Register Guidelines E-Books Today's Posts Search

Go Back   MobileRead Forums > E-Book Formats > Workshop

Notices

Reply
 
Thread Tools Search this Thread
Old 01-23-2007, 07:25 AM   #1
Puffball
Member
Puffball doesn't litterPuffball doesn't litter
 
Puffball's Avatar
 
Posts: 20
Karma: 181
Join Date: Jan 2007
Location: Scotland, UK
Device: Sony Reader
BASIC program for smart quotes

I have been reformatting Gutenberg texts, and wanted to change straight quote marks (CHR$34 and CHR$39) to the curly ones (ASCII codes vary).

I do not have MS Word on my PC, only OpenOffice and WordPad. On my elderly Mac, which does have Word, using find-and-replace to turn plain quotation marks into curly ones gives problems. Single quote-marks next to double-quotes are sometimes wrong. Also, smart-quote algorithms don't know how to handle an open-single-quote at the start of a word, when that quote indicates a missing syllable.

So I wrote a very simple, not to say clunky, BASIC program to help. It definitely runs under QBasic in a DOS window under Windows XP, but will probably be OK in QuickBasic, etc., as well.

Before you start, give your text file a DOS-friendly (i.e. 8+3) name.

The program produces a new version of it, called OUTPUT.TXT, in the current directory. The quote marks are converted as follows:

Opening double quote: {odq}
Closing double quote: {cdq}
Opening single quote: {osq}
Closing single quote: unchanged (')
Single quote needing human attention: {?}

It also flags (as "{[char]}"characters with an ASCII code greater than 126; this is handy when converting other text files which may contain accents and whatnot.

Then all you have to do is find-and-replace on {odq}, {cdq}, {osq}, and '. When you're done, a search for "{" or "}" will reveal anything else that needs your attention.

[Note for people even less computer-literate than me ... there must be a few out there ... Cut and paste the text from "REM Quotes.bas" down to "END" and save it as "QUOTES.BAS"]
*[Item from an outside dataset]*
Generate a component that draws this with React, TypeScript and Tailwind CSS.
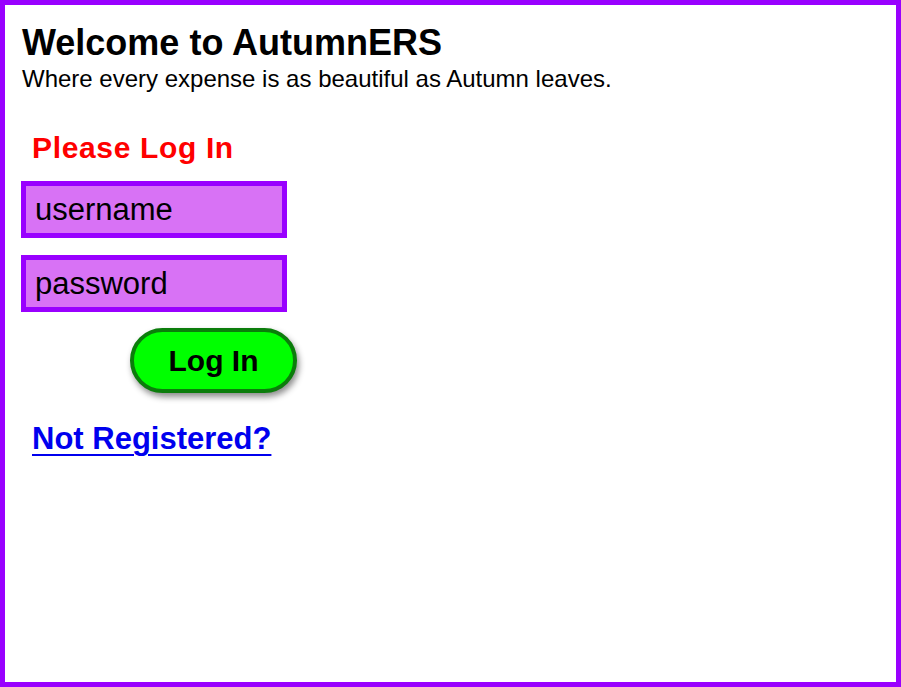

I hope this is found useful!

REM Quotes.bas
REM Flags text files for quotes
REM 23 Jan 07

CLS
PRINT "QUOTES"
PRINT
PRINT "Flags text files for quotation marks"
PRINT
INPUT "Which file do you want to process? ", file$

tempfile$ = "output.txt"

OPEN tempfile$ FOR OUTPUT AS #2

OPEN file$ FOR INPUT AS #1

prevchar$ = ""

DO UNTIL EOF(1)
char$ = INPUT$(1, #1)
IF char$ > "~" THEN char$ = "{"+char$+"}"
IF char$ = CHR$(34) AND prevchar$ = CHR$(10) THEN char$ = "{odq}"
IF char$ = CHR$(34) AND prevchar$ = " " THEN char$ = "{odq}"
IF char$ = CHR$(34) THEN char$ = "{cdq}"
IF char$ = CHR$(39) AND prevchar$ = CHR$(10) THEN char$ = "{osq}"
IF char$ = CHR$(39) AND prevchar$ = " " THEN char$ = "{osq}"
IF char$ = CHR$(39) AND prevchar$ = "{odq}" THEN char$ = "{?}"
PRINT #2, char$;
prevchar$ = char$
LOOP

CLOSE #1
CLOSE #2

PRINT "Done"
END

Last edited by Puffball; 01-23-2007 at 05:01 PM. Reason: Forgot something ...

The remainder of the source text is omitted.